During this quarter, the miss was on gross margin which management blamed on cross currency headwinds (Euro weakening vs Dollar).
To give a bit of historical context, reduction of gross margins happened since FY18 when market derated Sharda Cropchem (from 2-3x EV/sales to 1-2x EV/sales). There were two main reasons for gross margin compression:
Sharda targeted USA as its next growth frontier, where they started offering products at lower realizations (thereby lower gross margins). This is a common business strategy, to sell at lower prices to break in the market, and over time establish credibility and increase prices
Chinese pollution issues started cropping up which meant Sharda’s suppliers demanded higher costs from Sharda
In agrochemical market, prices are set by innovators and the generic cos generally undercut these innovators. In 2019, innovators were offering ludicrous prices, which management pointed out aptly in FY19 concalls. Thus, Sharda was squeezed on both sides.

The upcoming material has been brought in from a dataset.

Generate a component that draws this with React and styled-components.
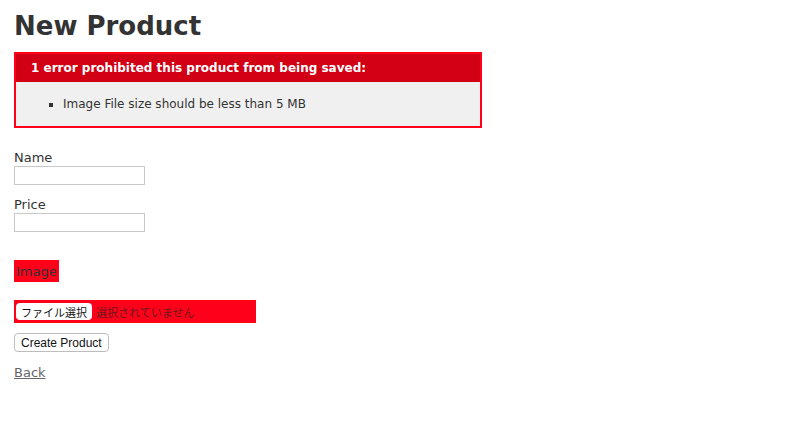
import styled, { createGlobalStyle } from 'styled-components';

const GlobalStyle = createGlobalStyle`
  body {
    margin: 0;
    background: #fff;
    color: #333;
    font-family: "DejaVu Sans", Verdana, "Noto Sans CJK JP", sans-serif;
    font-size: 13px;
    line-height: 18px;
  }
`

const Page = styled.div`
  padding: 17px 14px;
`

const Title = styled.h1`
  margin: 0 0 17px;
  font-size: 26px;
  font-weight: bold;
  line-height: 18px;
`

const ErrorBox = styled.div`
  width: 450px;
  border: 2px solid #ff001a;
  padding: 7px 7px 0;
  margin-bottom: 20px;
  background-color: #f0f0f0;
`

const ErrorTitle = styled.h2`
  margin: -7px -7px 0;
  padding: 5px 5px 5px 15px;
  font-size: 12px;
  font-weight: bold;
  background-color: #d20014;
  color: #fff;
`

const ErrorList = styled.ul`
  margin: 13px 0;
  padding-left: 40px;
  li {
    font-size: 12px;
    list-style: square;
  }
`

const Field = styled.div`
  margin-bottom: ${p => p.$gap || 10}px;
  margin-top: ${p => p.$top || 0}px;
`

const Label = styled.label`
  display: block;
  padding-top: 1px;
  margin-bottom: -1px;
`

const TextInput = styled.input`
  display: block;
  box-sizing: border-box;
  width: 131px;
  height: 19px;
  margin: 0;
  padding: 1px 2px;
  border: 1px solid #c8c8c8;
  font-size: 13px;
`

const WithErrors = styled.div`
  display: table;
  padding: 2px;
  background-color: #ff001a;
`

const FileRow = styled.div`
  display: flex;
  align-items: center;
  box-sizing: border-box;
  width: 242px;
  height: 23px;
  padding: 2px;
  background-color: #ff001a;
`

const FileButton = styled.span`
  box-sizing: border-box;
  height: 17px;
  padding: 0 5px;
  display: inline-flex;
  align-items: center;
  background: #fff;
  border-radius: 4px;
  color: #111;
  font-family: "Noto Sans CJK JP", sans-serif;
  font-size: 11px;
  margin-right: 4px;
`

const FileStatus = styled.span`
  font-family: "Noto Sans CJK JP", sans-serif;
  font-size: 11px;
  color: #6a1a1a;
`

const Button = styled.button`
  box-sizing: border-box;
  height: 19px;
  padding: 0 6px;
  background: #fff;
  border: 1px solid #bdbdbd;
  border-radius: 4px;
  font-family: "Liberation Sans", Arial, sans-serif;
  font-size: 12px;
  color: #111;
`

const BackLink = styled.a`
  display: inline-block;
  margin-top: 2px;
  color: #666;
  text-decoration: underline;
`

export default function App() {
  return (
    <>
      <GlobalStyle />
      <Page>
        <Title>New Product</Title>

        <ErrorBox>
          <ErrorTitle>1 error prohibited this product from being saved:</ErrorTitle>
          <ErrorList>
            <li>Image File size should be less than 5 MB</li>
          </ErrorList>
        </ErrorBox>

        <form onSubmit={e => e.preventDefault()}>
          <Field>
            <Label>Name</Label>
            <TextInput type="text" />
          </Field>
          <Field>
            <Label>Price</Label>
            <TextInput type="text" />
          </Field>
          <Field $top={28} $gap={18}>
            <WithErrors>
              <Label>Image</Label>
            </WithErrors>
          </Field>
          <Field>
            <FileRow>
              <FileButton>ファイル選択</FileButton>
              <FileStatus>選択されていません</FileStatus>
            </FileRow>
          </Field>
          <Field>
            <Button type="submit">Create Product</Button>
          </Field>
        </form>

        <BackLink href="#">Back</BackLink>
      </Page>
    </>
  )
}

During this quarter, gross margins was at decadal lows (25%), and market has duly penalized the stock.
From industry perspective, Indian agchem exports have been growing very well since FY18. This is the second good cycle that this sector is witnessing (first was 2013-16 which then slowed down in 2017). So that we have had 3-4 bumper years of growth, its quite possible that growth slows down for a couple of years. Also, for a few cos, most growth has come due to realizations and they will get hit massively. This was somewhat visible in quarterly numbers of Rallis and Astec. Actually, next few quarters will help us understand which company has robust sourcing networks. Those whose margins are massively hit will likely have much higher dependence on Chinese suppliers (likes of Astec, Sharda, even Rallis to an extent). Whereas integrated players (like Meghmani, Heranba) should show lower margin pressure. As Meghmani’s numbers are out, we can clearly see that they haven’t faced margin pressures, so they actually have more indigenised sourcing of RM. Lets see what Heranba reports.
For Sharda, all this doesn’t make a lot of difference as their growth is a function of registrations. About margins, USD to Euro is still close to parity which implies Sharda’s hedge acts against it. Anyway, company has no control over currency fluctuation and I feel they shouldn’t waste a lot of time on this.
Valuation wise, I feel they can only trade at 2014-17 valuations if gross margins go back to 35% levels, which I am not sure about. The good thing with a company like Sharda is their business is becoming more diversified (both in terms of markets they sell in and the product range). Their non-agchem business has now grown past 200 cr. in quarterly revenues (just for context, the biggest belt exporter from India does lower sales). Also, Sharda was able to pass on freight cost increase in non-ag division, as a result of which margins have increased to 20%+. Lets see what the future unfolds.